Speer told the crowd that he “…would rather be a member of this delegation and out of that convention tonight, than be a member of any delegation in a hundred such conventions.”
“This organization,” Speer continued, “raised over $20,000 two years ago, not a dollar of which came from any corporation and not a single penny from Patterson [the owner of the Rocky, at the time]. The only thing he ever gave to the Democratic Party was trouble and a loud voice denouncing the men who did the real work of the party. Every employee of the city gave twenty-five per cent of his monthly salary. Men came to me, and they are sitting here now, and begged to be allowed to give more. And when I refused to take any more of their money, knowing them to be poor men, they left with tears streaming down their cheeks.” (Oh, my…)
Charles J. Hughes, Jr., the attorney for many of the public utility concerns in Denver at the time–who would become in a few years the U.S. Senator from Colorado–then rose from his chair beside Speer and declared, “I don’t care how they vote in Pueblo and Paonia. I vote in Denver! Let them breakfast on that with what appetite they have left. In Denver! And I mean it! We are still and ever will be true examples of what I have all my life loved to call the ‘unterrified, invincible and terrible Democracy! …And those who jeered, as our delegation marched out of the hall today will shed bitter tears and come to us in prayer before they will ever get our assistance again.”
True to Hughe’s prediction, the Denver machine in November, 1906 elected a Republican, Buchtel, to the Governor’s chair. Indeed, when the tallying of votes was over it was discovered that the Democratic nominee, Alva Adams, lost in every single ward in Denver and Buchtel won in Denver by almost 10,000 votes.
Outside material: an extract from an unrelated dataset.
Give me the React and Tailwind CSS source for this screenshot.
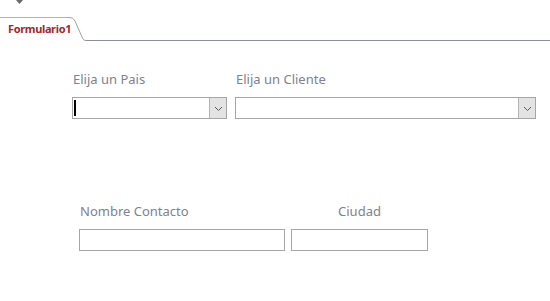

Alice Rohe, a writer for the New York Evening World noted in an article in 1909, “Denver’s Mayor Can Give Tammany Pointers on Absolute Bossism.” She wrote, “For so long has the Tammany tiger reigned supreme as the symbolic figure head of political bossism that a new species of the genus politicus entering the public arena might be regarded with skepticism.
“There is a mountain lion, however, right in the Western Rockies who could give this long undisputed Tammany tiger a few pointers on absolute bossism.
“…It is said of Denver that it has no political parties, only organizations. And in this mixed-up political situation Mayor Speer rises in his absolutism above them all. He is the dodge of Denver, and political puppets dance to the pulling of the strings in the hands of the big blond man in city hall.
“Although a Democrat, the laisser-faire regime of politics in Colorado, which saw a Democratic Mayor [Speer] and a Republican Governor [Buchtel] elected by the same machinery is only one more proof of the absolutism of the machine boss of city hall, who when party issues become muddled, takes on the standard of ‘independence.'”
This is a fascinating period in Denver’s history. Speer is a fascinating character in Denver’s history. And, the backdrop for the 1908 Democratic National Convention was a city, Denver, where “…when party issues [became] muddle[d]…” relied upon the organization, not the party, to make all right with the world; to put God in his heaven.
We’ll see how this bygone scenario plays out in August, 2008.